(WHAT YOU NEED TO DO): Copy out the listing that follows, exact in every word, and skip the images.
───── RECORDED DATA ─────
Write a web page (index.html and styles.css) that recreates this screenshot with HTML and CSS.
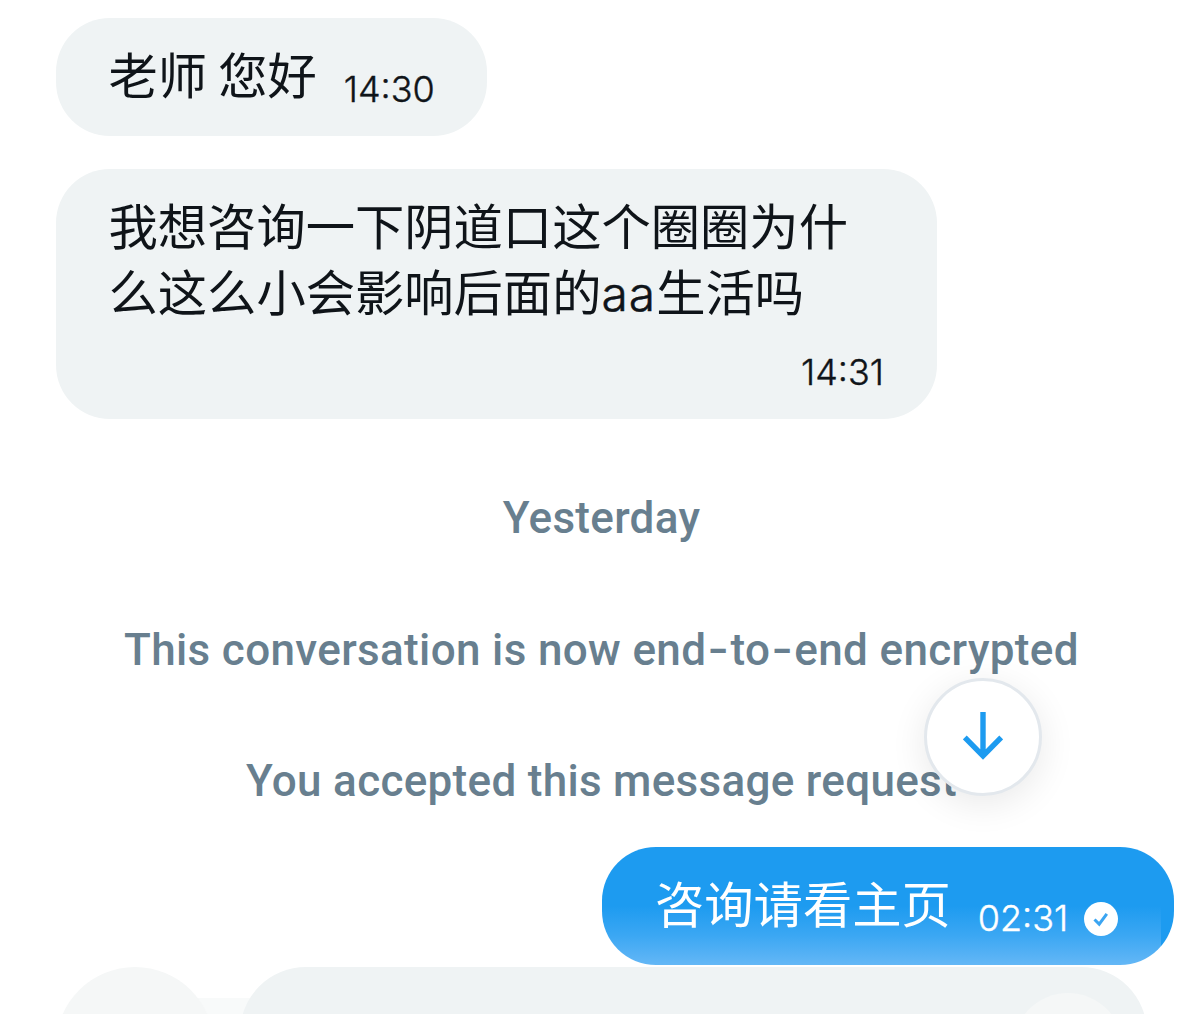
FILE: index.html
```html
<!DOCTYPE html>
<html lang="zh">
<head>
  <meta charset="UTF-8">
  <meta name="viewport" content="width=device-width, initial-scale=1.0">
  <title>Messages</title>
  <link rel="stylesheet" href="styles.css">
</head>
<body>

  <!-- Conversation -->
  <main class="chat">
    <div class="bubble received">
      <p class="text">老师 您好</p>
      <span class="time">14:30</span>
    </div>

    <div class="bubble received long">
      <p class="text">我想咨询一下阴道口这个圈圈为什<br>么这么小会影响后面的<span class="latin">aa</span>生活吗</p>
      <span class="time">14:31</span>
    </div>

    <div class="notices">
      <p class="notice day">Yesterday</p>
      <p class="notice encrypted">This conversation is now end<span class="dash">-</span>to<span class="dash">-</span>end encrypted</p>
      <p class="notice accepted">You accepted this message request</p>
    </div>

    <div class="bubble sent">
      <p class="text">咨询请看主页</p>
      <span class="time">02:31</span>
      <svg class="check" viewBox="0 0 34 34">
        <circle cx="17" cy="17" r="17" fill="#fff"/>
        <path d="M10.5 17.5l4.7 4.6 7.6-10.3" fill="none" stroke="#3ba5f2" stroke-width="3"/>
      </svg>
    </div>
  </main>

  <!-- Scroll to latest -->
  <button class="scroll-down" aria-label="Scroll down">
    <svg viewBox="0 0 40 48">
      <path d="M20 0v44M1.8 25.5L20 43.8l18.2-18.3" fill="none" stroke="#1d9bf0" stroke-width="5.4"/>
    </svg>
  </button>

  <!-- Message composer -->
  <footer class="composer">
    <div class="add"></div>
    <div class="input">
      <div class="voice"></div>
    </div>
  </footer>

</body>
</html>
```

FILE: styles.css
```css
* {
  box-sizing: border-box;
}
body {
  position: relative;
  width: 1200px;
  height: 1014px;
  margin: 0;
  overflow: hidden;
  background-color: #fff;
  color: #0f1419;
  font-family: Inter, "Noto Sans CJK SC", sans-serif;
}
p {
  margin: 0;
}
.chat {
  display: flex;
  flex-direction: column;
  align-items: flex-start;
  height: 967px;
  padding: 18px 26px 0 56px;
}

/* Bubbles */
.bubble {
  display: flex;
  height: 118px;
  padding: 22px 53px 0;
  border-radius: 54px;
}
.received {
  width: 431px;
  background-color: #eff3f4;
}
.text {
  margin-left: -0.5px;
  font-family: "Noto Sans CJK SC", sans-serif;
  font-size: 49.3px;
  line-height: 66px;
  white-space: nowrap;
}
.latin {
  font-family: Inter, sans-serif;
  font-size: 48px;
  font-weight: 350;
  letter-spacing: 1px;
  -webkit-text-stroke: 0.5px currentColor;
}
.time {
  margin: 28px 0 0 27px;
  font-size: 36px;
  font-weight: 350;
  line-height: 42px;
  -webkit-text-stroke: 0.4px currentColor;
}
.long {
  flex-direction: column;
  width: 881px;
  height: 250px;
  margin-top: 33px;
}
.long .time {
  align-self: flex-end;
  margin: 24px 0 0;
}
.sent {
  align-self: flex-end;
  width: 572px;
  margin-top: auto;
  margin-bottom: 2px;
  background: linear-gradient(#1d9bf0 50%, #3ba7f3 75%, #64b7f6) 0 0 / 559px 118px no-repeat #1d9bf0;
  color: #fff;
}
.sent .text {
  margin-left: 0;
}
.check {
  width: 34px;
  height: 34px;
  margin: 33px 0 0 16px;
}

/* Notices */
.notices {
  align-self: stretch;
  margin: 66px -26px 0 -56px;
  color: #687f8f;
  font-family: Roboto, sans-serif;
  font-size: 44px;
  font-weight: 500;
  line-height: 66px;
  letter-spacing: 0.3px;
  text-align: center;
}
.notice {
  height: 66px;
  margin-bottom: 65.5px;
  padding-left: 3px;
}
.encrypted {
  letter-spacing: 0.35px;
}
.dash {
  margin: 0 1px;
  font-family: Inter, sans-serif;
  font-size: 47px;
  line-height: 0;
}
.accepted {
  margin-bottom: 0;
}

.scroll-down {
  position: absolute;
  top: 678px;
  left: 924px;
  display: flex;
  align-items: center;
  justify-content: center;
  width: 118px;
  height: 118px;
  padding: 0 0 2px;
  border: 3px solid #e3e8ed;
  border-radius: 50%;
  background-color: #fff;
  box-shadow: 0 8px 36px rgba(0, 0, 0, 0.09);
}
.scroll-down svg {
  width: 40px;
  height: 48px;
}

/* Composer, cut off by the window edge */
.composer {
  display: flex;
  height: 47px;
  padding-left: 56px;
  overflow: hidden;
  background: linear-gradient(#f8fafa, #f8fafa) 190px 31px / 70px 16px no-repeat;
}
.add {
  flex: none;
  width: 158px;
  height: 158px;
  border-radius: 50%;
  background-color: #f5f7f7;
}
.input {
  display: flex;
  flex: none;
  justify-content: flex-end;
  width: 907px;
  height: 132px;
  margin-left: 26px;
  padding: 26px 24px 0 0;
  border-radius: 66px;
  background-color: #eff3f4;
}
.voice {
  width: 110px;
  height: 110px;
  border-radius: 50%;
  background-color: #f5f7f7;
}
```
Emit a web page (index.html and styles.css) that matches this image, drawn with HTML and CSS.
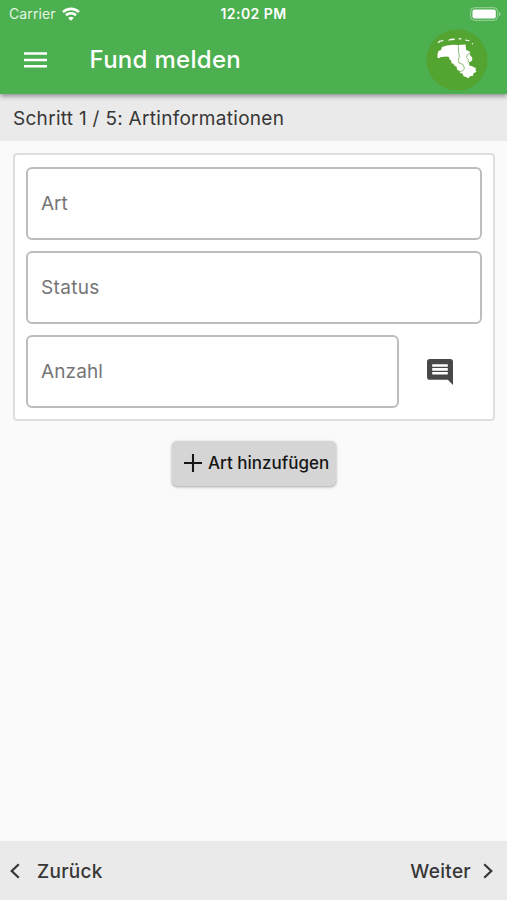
─────
(TASK ANSWER):
Write a web page (index.html and styles.css) that recreates this screenshot with HTML and CSS.
FILE: index.html
```html
<!DOCTYPE html>
<html lang="zh">
<head>
  <meta charset="UTF-8">
  <meta name="viewport" content="width=device-width, initial-scale=1.0">
  <title>Messages</title>
  <link rel="stylesheet" href="styles.css">
</head>
<body>

  <!-- Conversation -->
  <main class="chat">
    <div class="bubble received">
      <p class="text">老师 您好</p>
      <span class="time">14:30</span>
    </div>

    <div class="bubble received long">
      <p class="text">我想咨询一下阴道口这个圈圈为什<br>么这么小会影响后面的<span class="latin">aa</span>生活吗</p>
      <span class="time">14:31</span>
    </div>

    <div class="notices">
      <p class="notice day">Yesterday</p>
      <p class="notice encrypted">This conversation is now end<span class="dash">-</span>to<span class="dash">-</span>end encrypted</p>
      <p class="notice accepted">You accepted this message request</p>
    </div>

    <div class="bubble sent">
      <p class="text">咨询请看主页</p>
      <span class="time">02:31</span>
      <svg class="check" viewBox="0 0 34 34">
        <circle cx="17" cy="17" r="17" fill="#fff"/>
        <path d="M10.5 17.5l4.7 4.6 7.6-10.3" fill="none" stroke="#3ba5f2" stroke-width="3"/>
      </svg>
    </div>
  </main>

  <!-- Scroll to latest -->
  <button class="scroll-down" aria-label="Scroll down">
    <svg viewBox="0 0 40 48">
      <path d="M20 0v44M1.8 25.5L20 43.8l18.2-18.3" fill="none" stroke="#1d9bf0" stroke-width="5.4"/>
    </svg>
  </button>

  <!-- Message composer -->
  <footer class="composer">
    <div class="add"></div>
    <div class="input">
      <div class="voice"></div>
    </div>
  </footer>

</body>
</html>
```

FILE: styles.css
```css
* {
  box-sizing: border-box;
}
body {
  position: relative;
  width: 1200px;
  height: 1014px;
  margin: 0;
  overflow: hidden;
  background-color: #fff;
  color: #0f1419;
  font-family: Inter, "Noto Sans CJK SC", sans-serif;
}
p {
  margin: 0;
}
.chat {
  display: flex;
  flex-direction: column;
  align-items: flex-start;
  height: 967px;
  padding: 18px 26px 0 56px;
}

/* Bubbles */
.bubble {
  display: flex;
  height: 118px;
  padding: 22px 53px 0;
  border-radius: 54px;
}
.received {
  width: 431px;
  background-color: #eff3f4;
}
.text {
  margin-left: -0.5px;
  font-family: "Noto Sans CJK SC", sans-serif;
  font-size: 49.3px;
  line-height: 66px;
  white-space: nowrap;
}
.latin {
  font-family: Inter, sans-serif;
  font-size: 48px;
  font-weight: 350;
  letter-spacing: 1px;
  -webkit-text-stroke: 0.5px currentColor;
}
.time {
  margin: 28px 0 0 27px;
  font-size: 36px;
  font-weight: 350;
  line-height: 42px;
  -webkit-text-stroke: 0.4px currentColor;
}
.long {
  flex-direction: column;
  width: 881px;
  height: 250px;
  margin-top: 33px;
}
.long .time {
  align-self: flex-end;
  margin: 24px 0 0;
}
.sent {
  align-self: flex-end;
  width: 572px;
  margin-top: auto;
  margin-bottom: 2px;
  background: linear-gradient(#1d9bf0 50%, #3ba7f3 75%, #64b7f6) 0 0 / 559px 118px no-repeat #1d9bf0;
  color: #fff;
}
.sent .text {
  margin-left: 0;
}
.check {
  width: 34px;
  height: 34px;
  margin: 33px 0 0 16px;
}

/* Notices */
.notices {
  align-self: stretch;
  margin: 66px -26px 0 -56px;
  color: #687f8f;
  font-family: Roboto, sans-serif;
  font-size: 44px;
  font-weight: 500;
  line-height: 66px;
  letter-spacing: 0.3px;
  text-align: center;
}
.notice {
  height: 66px;
  margin-bottom: 65.5px;
  padding-left: 3px;
}
.encrypted {
  letter-spacing: 0.35px;
}
.dash {
  margin: 0 1px;
  font-family: Inter, sans-serif;
  font-size: 47px;
  line-height: 0;
}
.accepted {
  margin-bottom: 0;
}

.scroll-down {
  position: absolute;
  top: 678px;
  left: 924px;
  display: flex;
  align-items: center;
  justify-content: center;
  width: 118px;
  height: 118px;
  padding: 0 0 2px;
  border: 3px solid #e3e8ed;
  border-radius: 50%;
  background-color: #fff;
  box-shadow: 0 8px 36px rgba(0, 0, 0, 0.09);
}
.scroll-down svg {
  width: 40px;
  height: 48px;
}

/* Composer, cut off by the window edge */
.composer {
  display: flex;
  height: 47px;
  padding-left: 56px;
  overflow: hidden;
  background: linear-gradient(#f8fafa, #f8fafa) 190px 31px / 70px 16px no-repeat;
}
.add {
  flex: none;
  width: 158px;
  height: 158px;
  border-radius: 50%;
  background-color: #f5f7f7;
}
.input {
  display: flex;
  flex: none;
  justify-content: flex-end;
  width: 907px;
  height: 132px;
  margin-left: 26px;
  padding: 26px 24px 0 0;
  border-radius: 66px;
  background-color: #eff3f4;
}
.voice {
  width: 110px;
  height: 110px;
  border-radius: 50%;
  background-color: #f5f7f7;
}
```
Emit a web page (index.html and styles.css) that matches this image, drawn with HTML and CSS.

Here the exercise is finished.